Wireless Satellite Broadband and Unlicensed Wireless Broadband.   Taking a new approach,  the USF Order sets aside up to $100M annually for broadband satellite and unlicensed wireless broadband services to be provided to the most remote areas of the nation.  The rules governing the eligibility and service obligations for these providers will be established in the Further Notice.

The Rural ILECs.   For years, the Rural ILECs were the ‘whipping boys” for USF and ICC reform.   Even though the USF Order adopted numerous reforms relative to these carriers,  the Rural ILECs demonstrated their substantial investment in rural broadband infrastructure and the significant adverse impacts to customers and non-USF funding sources if radical changes to current support levels (particularly on top of ICC reforms) were implemented.  Until 2017, Rural ILECs will receive up to $2B annually in support, approximating current annual USF support.

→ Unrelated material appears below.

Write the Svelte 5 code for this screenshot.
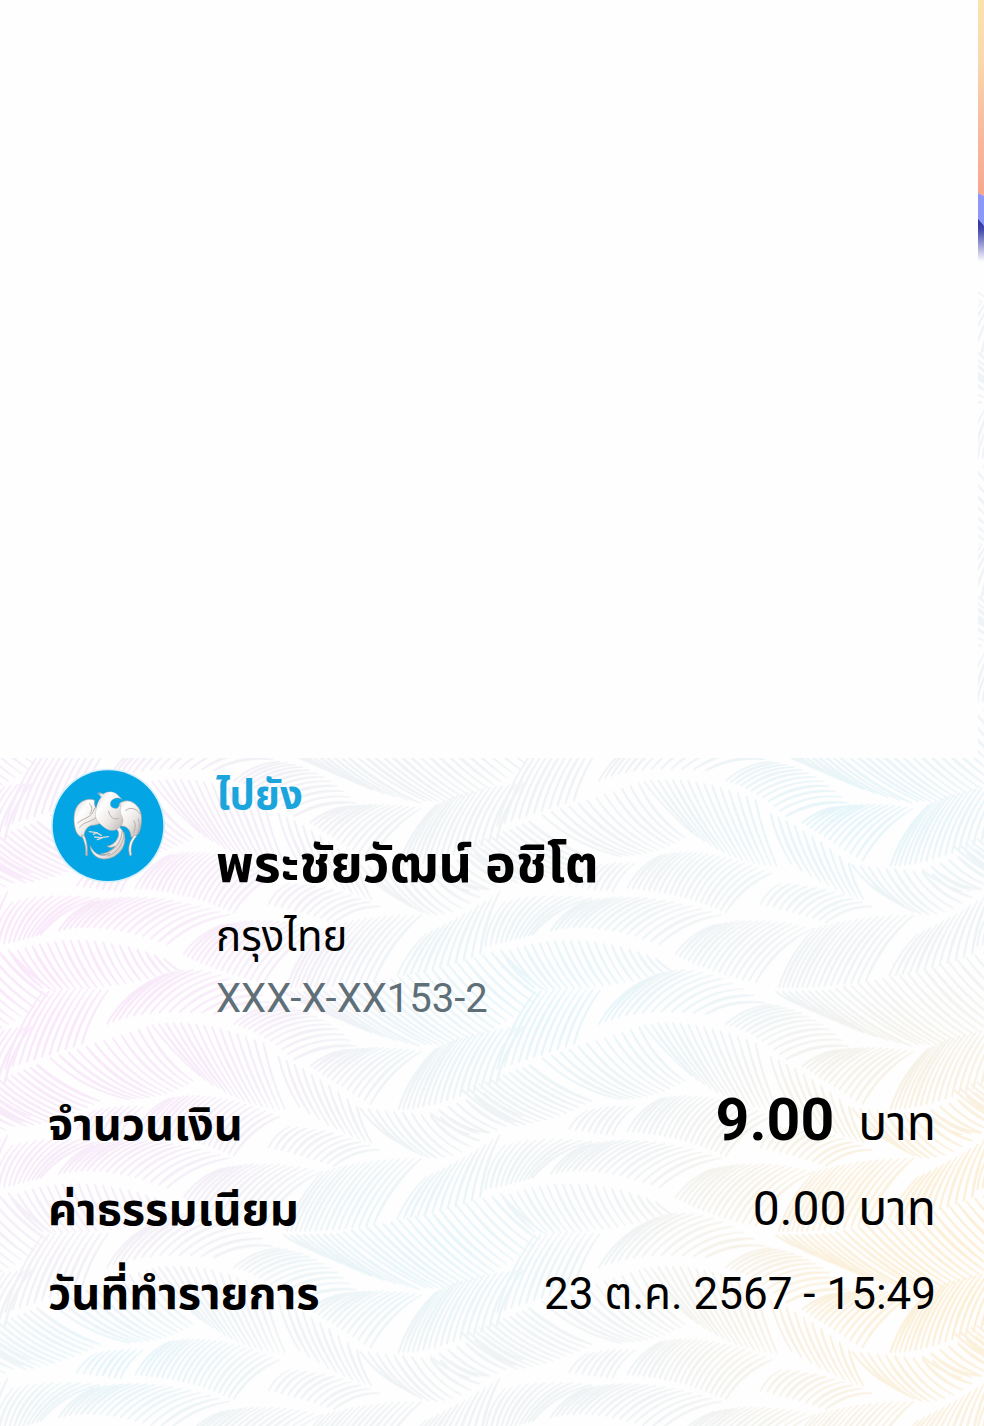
<script>
  // Feather bundles of the repeating watermark tile (1476 x 730 units).
  // root: quadratic along which hairs start, tip: quadratic along which they end,
  // n: number of hairs, bend: sideways bow of each hair.
  const feathers = [
    { root: [15, 935, 120, 900, 245, 860], tip: [130, 700, 220, 690, 325, 695], n: 11, bend: 0.07 },
    { root: [320, 800, 420, 750, 640, 768], tip: [480, 655, 620, 590, 820, 735], n: 13, bend: 0.12 },
    { root: [150, 170, 300, 120, 440, 75], tip: [390, 295, 500, 290, 580, 240], n: 12, bend: -0.1 },
    { root: [455, 70, 600, 45, 790, 125], tip: [600, 225, 740, 325, 855, 325], n: 15, bend: -0.04 },
    { root: [835, 165, 940, 210, 1070, 315], tip: [900, 320, 1040, 410, 1115, 425], n: 10, bend: -0.06 },
    { root: [1080, 320, 1200, 330, 1350, 350], tip: [1230, 440, 1320, 520, 1470, 395], n: 11, bend: -0.1 },
    { root: [1290, 335, 1370, 305, 1450, 275], tip: [1410, 400, 1500, 400, 1570, 345], n: 7, bend: -0.08 },
    { root: [700, 800, 780, 815, 880, 905], tip: [840, 740, 970, 760, 1070, 865], n: 12, bend: 0.12 },
    { root: [930, 195, 1000, 240, 1110, 310], tip: [1040, 145, 1150, 130, 1265, 150], n: 13, bend: 0.1 },
    { root: [1195, 325, 1300, 325, 1490, 245], tip: [1310, 140, 1400, 90, 1570, 75], n: 17, bend: 0.09 },
    { root: [1030, 690, 1250, 650, 1500, 575], tip: [1280, 860, 1450, 870, 1640, 700], n: 20, bend: -0.06 },
    { root: [850, 700, 930, 700, 1010, 695], tip: [970, 755, 1120, 840, 1260, 865], n: 9, bend: -0.07 },
    { root: [860, 690, 950, 695, 1120, 672], tip: [970, 510, 1100, 470, 1265, 470], n: 16, bend: 0.09 },
    { root: [1190, 655, 1300, 645, 1440, 590], tip: [1280, 525, 1380, 480, 1500, 400], n: 12, bend: 0.07 },
    { root: [-20, 565, 60, 550, 120, 530], tip: [40, 430, 150, 400, 300, 420], n: 11, bend: 0.12 },
    { root: [175, 520, 300, 485, 500, 560], tip: [280, 430, 450, 390, 690, 470], n: 17, bend: 0.11 },
    { root: [550, 590, 640, 640, 790, 675], tip: [670, 500, 800, 470, 965, 510], n: 16, bend: 0.12 },
    { root: [10, 595, 220, 495, 490, 600], tip: [110, 690, 300, 710, 540, 640], n: 21, bend: -0.06 },
    { root: [405, 392, 560, 400, 700, 465], tip: [510, 290, 640, 260, 840, 345], n: 20, bend: 0.12 },
    { root: [230, 385, 300, 395, 360, 402], tip: [290, 325, 360, 310, 430, 315], n: 8, bend: 0.1 },
    { root: [805, 440, 900, 460, 1000, 495], tip: [870, 375, 1000, 380, 1140, 445], n: 11, bend: 0.13 },
    { root: [-90, 265, 0, 235, 110, 190], tip: [80, 375, 200, 355, 300, 300], n: 12, bend: -0.07 }
  ];

  const at = (c, t) => {
    const u = 1 - t;
    return [
      u * u * c[0] + 2 * u * t * c[2] + t * t * c[4],
      u * u * c[1] + 2 * u * t * c[3] + t * t * c[5]
    ];
  };

  function hair(f, i) {
    const t = i / (f.n - 1);
    const [x1, y1] = at(f.root, t);
    const [x2, y2] = at(f.tip, t);
    const dx = x2 - x1;
    const dy = y2 - y1;
    const len = Math.hypot(dx, dy);
    const nx = dy / len;
    const ny = -dx / len;
    const thick = 4 + ((i * 5) % 7) / 2;
    const bow = f.bend * len * 1.4;
    const p = (x, y, k) => `${Math.round(x + nx * k)} ${Math.round(y + ny * k)}`;
    const mx = (x1 + x2) / 2;
    const my = (y1 + y2) / 2;
    return `M${p(x1, y1, 3)}Q${p(mx, my, bow + thick)} ${p(x2, y2, 2)}L${p(x2, y2, -2)}Q${p(mx, my, bow - thick)} ${p(x1, y1, -3)}Z`;
  }

  const tilePath = feathers
    .map((f) => Array.from({ length: f.n }, (_, i) => hair(f, i)).join(''))
    .join('');

  const shifts = [[0, 0], [0, -730], [0, 730], [-1476, 0], [-1476, -730], [1476, 0]];

  const payee = {
    label: 'ไปยัง',
    name: 'พระชัยวัฒน์ อชิโต',
    bank: 'กรุงไทย',
    account: 'XXX-X-XX153-2'
  };
</script>

<div class="slip">
  <svg class="watermark" aria-hidden="true">
    <defs>
      <pattern id="tile" width="1476" height="730" patternUnits="userSpaceOnUse" patternTransform="translate(0 28) scale(0.33333)">
        {#each shifts as [x, y]}
          <path d={tilePath} transform="translate({x} {y})" fill="#fff" />
        {/each}
      </pattern>
      <mask id="feathers">
        <rect width="100%" height="100%" fill="url(#tile)" />
      </mask>
      <radialGradient id="pink"><stop offset="0" stop-color="#f9e2fa" /><stop offset="0.5" stop-color="#f8e6fa" stop-opacity="0.8" /><stop offset="1" stop-color="#f6e6f8" stop-opacity="0" /></radialGradient>
      <radialGradient id="cyan"><stop offset="0" stop-color="#dff4fa" /><stop offset="1" stop-color="#e4f5fa" stop-opacity="0" /></radialGradient>
      <radialGradient id="gold"><stop offset="0" stop-color="#fdebc9" /><stop offset="0.5" stop-color="#fceed3" stop-opacity="0.85" /><stop offset="1" stop-color="#f9f0de" stop-opacity="0" /></radialGradient>
    </defs>
    <g mask="url(#feathers)" opacity="0.8">
      <rect width="100%" height="100%" fill="#edf1f3" />
      <ellipse cx="5%" cy="68%" rx="360" ry="370" fill="url(#pink)" />
      <ellipse cx="87%" cy="57%" rx="240" ry="110" fill="url(#cyan)" />
      <ellipse cx="55%" cy="70%" rx="260" ry="120" fill="url(#cyan)" />
      <ellipse cx="44%" cy="87%" rx="200" ry="120" fill="url(#cyan)" />
      <ellipse cx="12%" cy="95%" rx="180" ry="80" fill="url(#cyan)" />
      <ellipse cx="102%" cy="88%" rx="390" ry="310" fill="url(#gold)" />
    </g>
  </svg>

  <header class="top">
    <div class="blank"></div>
    <svg class="banner" viewBox="0 0 6 292" preserveAspectRatio="none" aria-hidden="true">
      <defs>
        <linearGradient id="dawn" x2="0" y2="1"><stop offset="0" stop-color="#fae3ad" /><stop offset="0.3" stop-color="#f8d9ae" /><stop offset="0.6" stop-color="#f8bfa2" /><stop offset="1" stop-color="#f9a58e" /></linearGradient>
        <linearGradient id="night" x2="0" y2="1"><stop offset="0" stop-color="#2b2f9c" /><stop offset="0.25" stop-color="#4448ae" /><stop offset="1" stop-color="#fff" /></linearGradient>
      </defs>
      <rect width="6" height="292" fill="#fefefe" />
      <path d="M0 0H6V196L0 193Z" fill="url(#dawn)" />
      <path d="M0 193L6 196V227L0 221Z" fill="#8d97f7" />
      <path d="M0 219L6 226V262H0Z" fill="url(#night)" />
    </svg>
  </header>

  <main>
    <section class="payee">
      <svg class="logo" viewBox="30 30 348 348" role="img" aria-label="กรุงไทย">
        <defs>
          <linearGradient id="silver" x2="1" y2="1"><stop offset="0" stop-color="#cfcdcb" /><stop offset="0.3" stop-color="#fff" /><stop offset="0.6" stop-color="#eeeae8" /><stop offset="1" stop-color="#bab5b2" /></linearGradient>
        </defs>
        <circle cx="204" cy="203" r="171" fill="#d5f0fb" />
        <circle cx="204" cy="203" r="166" fill="#03a5e5" />
        <g fill="url(#silver)" stroke="#a9a19d" stroke-width="2" stroke-linejoin="round">
          <path d="M164 127C143 118 119 129 108 151C99 171 101 199 108 220C115 235 124 239 132 237C132 220 139 208 155 202C167 202 178 200 186 190L180 160C166 155 162 142 164 127Z" />
          <path d="M238 137C259 119 286 132 298 153C308 173 305 201 299 219C292 235 282 239 273 236C272 216 261 205 245 204C228 200 215 185 218 165C230 158 240 150 238 137Z" />
          <path d="M124 231C134 249 139 269 137 292L142 293C144 267 140 247 132 232Z" />
          <path d="M284 231C268 249 262 272 270 294L275 291C270 270 276 249 290 235Z" />
          <path d="M236 205C256 222 260 246 248 270C235 292 212 304 190 303C168 301 151 284 151 263C163 292 190 299 210 285C201 290 190 292 181 288C202 286 218 277 225 265C216 270 208 269 201 265C218 262 231 249 235 234C238 222 232 214 224 210Z" />
          <path d="M172 104L183 109L177 103L190 108C202 98 224 98 234 112L247 125C235 116 220 119 213 130C207 144 216 153 232 151L242 139C241 154 239 163 246 176C255 192 244 208 226 216C209 223 191 208 177 195C162 181 166 159 170 145C173 132 179 123 184 117Z" stroke-width="1" />
        </g>
        <g fill="none" stroke="#b7afab" stroke-width="3" stroke-linecap="round">
          <path d="M113 195C129 179 155 182 164 151" /><path d="M119 208C131 191 151 193 167 180" /><path d="M148 137C158 145 158 157 150 167" />
          <path d="M257 157C273 146 288 151 300 167" /><path d="M281 224C287 209 288 197 281 188" /><path d="M293 225C300 208 299 193 295 183" />
          <path d="M206 160C211 180 221 186 235 181" /><path d="M247 219C244 251 230 270 207 280" /><path d="M252 224C253 255 231 286 203 294" />
        </g>
        <g fill="none" stroke="#dedcda" stroke-width="4" stroke-linecap="round">
          <path d="M148 221L169 224L184 232M160 229L172 224" /><path d="M164 237L183 239L205 236M172 245L190 238" />
        </g>
      </svg>
      <div class="details">
        <span class="label">{payee.label}</span>
        <h1>{payee.name}</h1>
        <span class="bank">{payee.bank}</span>
        <span class="account">{payee.account}</span>
      </div>
    </section>

    <dl>
      <div class="row"><dt>จำนวนเงิน</dt><dd><strong>9.00</strong>บาท</dd></div>
      <div class="row"><dt>ค่าธรรมเนียม</dt><dd>0.00 บาท</dd></div>
      <div class="row"><dt>วันที่ทำรายการ</dt><dd class="date">23 ต.ค. 2567 - 15:49</dd></div>
    </dl>
  </main>
</div>

<style>
  :global(body) {
    margin: 0;
    background: #fefefe;
  }

  .slip {
    position: relative;
    min-height: 100vh;
    color: #000;
    font-family: Roboto, 'Noto Sans Thai', 'Noto Sans', sans-serif;
  }

  .watermark {
    position: absolute;
    inset: 0;
    width: 100%;
    height: 100%;
  }

  .top {
    position: relative;
    display: flex;
    align-items: flex-start;
    min-height: 758px;
  }

  .blank {
    flex: 1;
    align-self: stretch;
    background: #fefefe;
  }

  .banner {
    width: 6px;
    height: 292px;
  }

  main {
    position: relative;
    padding: 10px 48px 98px;
  }

  .payee {
    display: flex;
    align-items: flex-start;
    gap: 50px;
    padding-left: 2px;
  }

  .logo {
    width: 116px;
    height: 116px;
    flex: none;
  }

  .details {
    display: flex;
    flex-direction: column;
    white-space: nowrap;
  }

  .label {
    color: #1ba5dc;
    font-size: 40px;
    font-weight: 700;
    line-height: 56px;
  }

  h1 {
    margin: 0;
    font-size: 52px;
    font-weight: 700;
    line-height: 82px;
  }

  .bank {
    font-size: 42px;
    line-height: 62px;
  }

  .account {
    color: #5f6f78;
    font-size: 40px;
    line-height: 62px;
  }

  dl {
    margin: 48px 0 0;
  }

  .row {
    display: flex;
    justify-content: space-between;
    align-items: baseline;
    line-height: 84px;
    white-space: nowrap;
    font-size: 48px;
  }

  dt {
    font-size: 45px;
    font-weight: 700;
  }

  dd {
    margin: 0;
  }

  strong {
    margin-right: 24px;
    font-size: 59px;
  }

  .date {
    font-size: 44px;
  }
</style>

The Further Notice will review the Rural ILECs’ current 11.25 % authorized rate of return and funding approaches under the Connect America Fund (CAF)—the broadband focused successor to USF.  To mitigate reductions in ICC payments but taking into account ongoing declines in ICC revenues, Rural ILECs will be allowed to recover some lost ICC revenues through a transitional Access Recovery Charge (“ARC”) mechanism, authorizing limited increases in subscriber line charges (“SLCs”) and supplemental funding from the CAF, if justified.

Price Cap ILECs (Principally Verizon, AT&T, CenturyLink, Frontier and Windstream).  The FCC froze USF support at current levels for these carriers, offering them the opportunity to pursue additional one-time funding to deploy broadband infrastructure in unserved areas of their service territories.  As with the Rural ILECs, continued support for these carriers (in rural areas) will reflect historical declines in ICC revenues which may be supplemented through the interim ARC mechanism described above.

Federal Communications Commission.  The FCC made a number of challenging policy decisions to promote broadband development in under- and un-served areas of the nation.  The agency deserves credit for addressing USF and ICC rules and policies in a comprehensive fashion.